Drakeford dismisses Welsh hospitals' death rates inquiry call
- Published
Calls for an inquiry into death rates at Welsh hospitals are politically motivated and a "nonsensical trap", the health minister has claimed.
It comes after the medical director of the NHS in England said the rates were worrying and should be investigated.
Health Minister Mark Drakeford ruled out an inquiry claiming the call was an attempt to "drag the Welsh NHS through the mud".
He said data for England and Wales could not be compared.
The statistics are part of a drive to make the NHS more transparent in the wake of the Stafford Hospital scandal.
Neglect and abuse at Stafford Hospital was said to have contributed to hundreds of unnecessary deaths between 2005 and 2008 and prompted a public inquiry.
Speaking to BBC Wales, Mr Drakeford said he was "coldly furious" about the way an email Sir Bruce Keogh had sent his NHS Wales equivalent, Dr Chris Jones, was being used.
In the email, sent in November but now released under the Freedom of Information Act, Sir Bruce said persistently high death rates in Welsh hospitals should be investigated.
Sir Bruce said data on rates in six Welsh hospitals was worrying, but not adequate to form a view.
Sir Bruce and Dr Jones have met since the email was sent but the outcome of that meeting is unknown.
Mr Drakeford said he had "no quarrel" with the email sent by the most senior doctor in England's NHS to his Welsh equivalent.
He went on: "But the use that has been made of that email today makes me coldly furious.
'Utter shambles
"It is the concerted political attempt by the Conservative Party in London to drag the Welsh NHS through the mud which is absolutely unacceptable to me.
"All they are interested in doing is trying to divert attention from the utter shambles that is the English NHS by trying to pretend that things in Wales are worse.
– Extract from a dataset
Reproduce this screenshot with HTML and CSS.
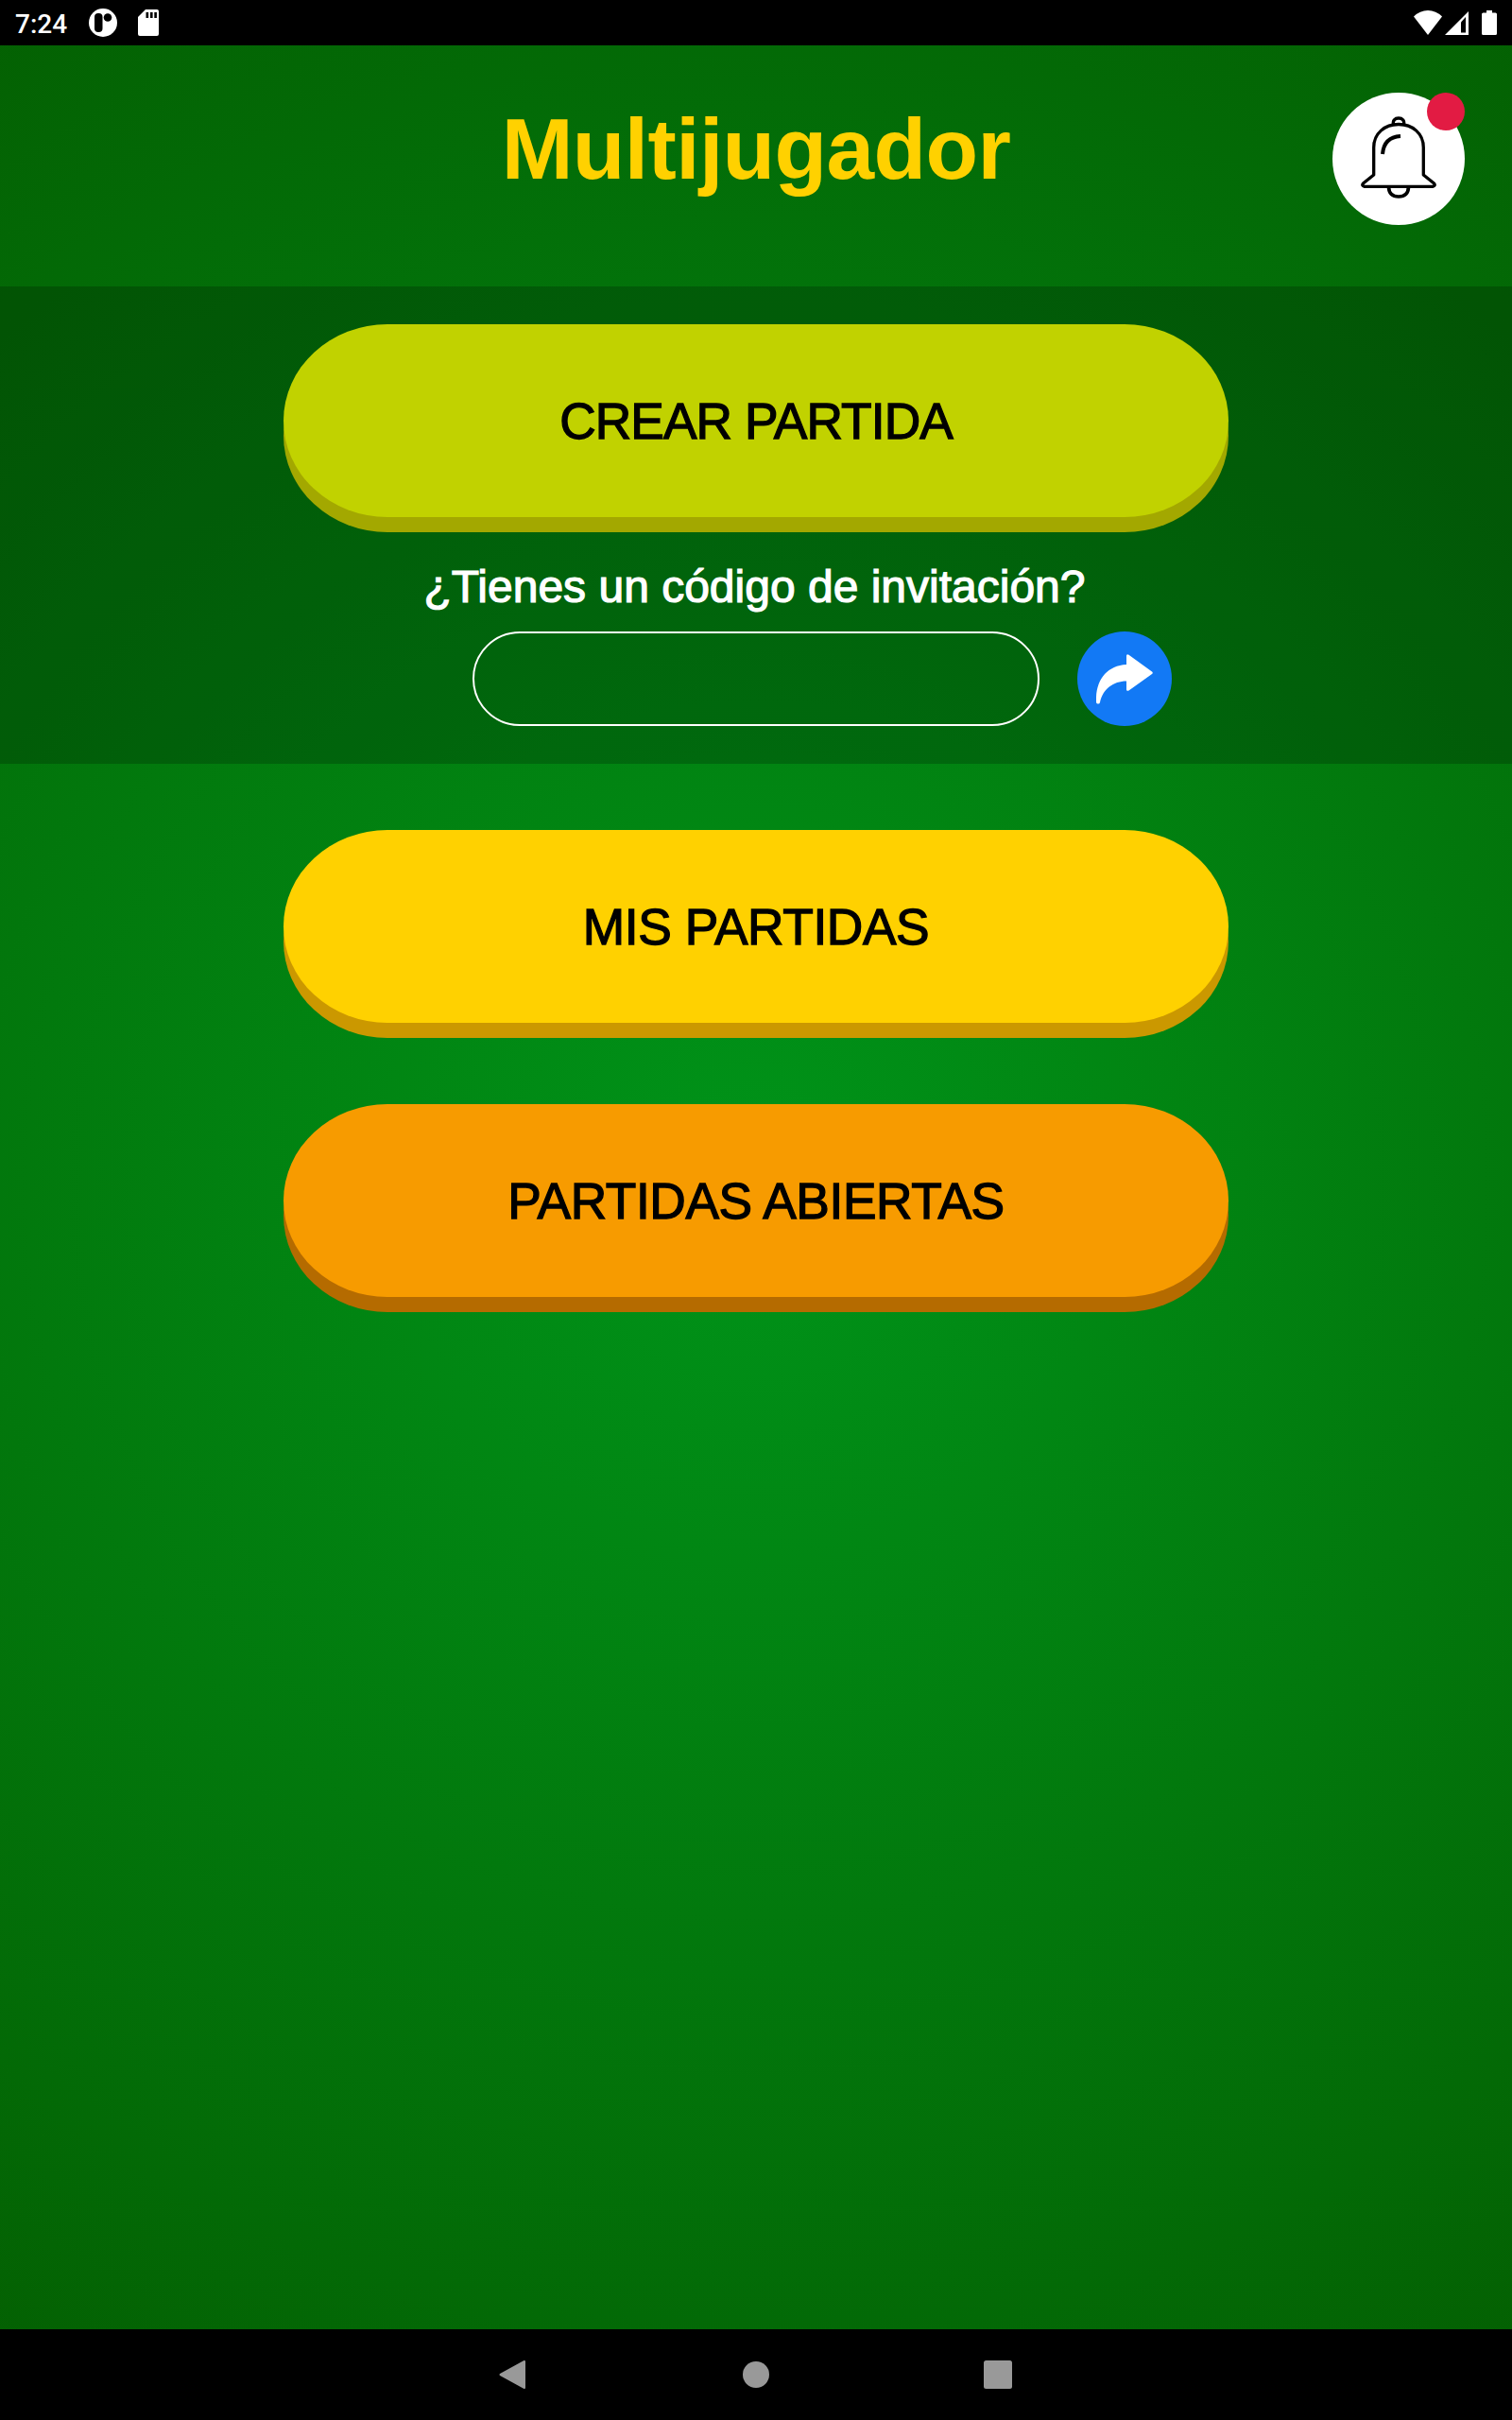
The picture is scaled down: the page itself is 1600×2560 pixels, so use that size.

"They are not and we will not fall into that kind of nonsensical trap."
Mr Drakeford insisted the quarterly trend showed that things were getting better in Wales' NHS.
Sir Bruce's e-mail came amid heightened tensions between the governments in London and Cardiff Bay over the performance of the Welsh NHS.
Prime Minister David Cameron has repeatedly criticised the performance of the Welsh NHS and the Labour administration in Cardiff Bay during Prime Minister's Questions.
Statistics published last year by the Welsh government showed 11 out of 17 district general hospitals in Wales had higher death rates than should be expected.
Officials described the findings as a "fire alarm" but they warned that there were major problems with the way the data was collected.
More updated statistics now show the figure is down to eight.
On Thursday, Welsh Conservative leader Andrew RT Davies, said: "The concerns raised in this email confirm our serious worries over standards of care in the NHS.
"Professor Keogh's recommendation of 'investigation' into mortality rates should be immediately undertaken and no longer ignored."
The Welsh NHS has faced problems recently with key targets for A&E missed since 2009, ambulance response time targets hit once since May 2012 and a rise in people waiting more than nine months for their first hospital appointment.
A Welsh government spokesperson said: "The NHS in Wales is open, transparent and has a higher level of scrutiny than any other part of the UK.
"Mortality rates in Wales are published on a quarterly basis and latest figures demonstrate clear improvement.
"The points raised by Sir Bruce were discussed with him at a meeting with Dr Chris Jones on December 10th."
But Tony Beddow, visiting professor at the University of South Wales Institute of Health and Social Care and an adviser to Edwina Hart when she was health minister, issued a warning over the e-mail.
"There is form on this," he told BBC Radio Wales. "A few months ago one of Sir Bruce Keogh's reports was used, and I would say misused, in relation to the English data.
"This is not a new issue.
"There are reasons why in my view the English administration has to try and portray the shambles that I have described to me every time I meet my colleagues in England - which now passes for a failing healthcare system - and try to portray that in the best light possible."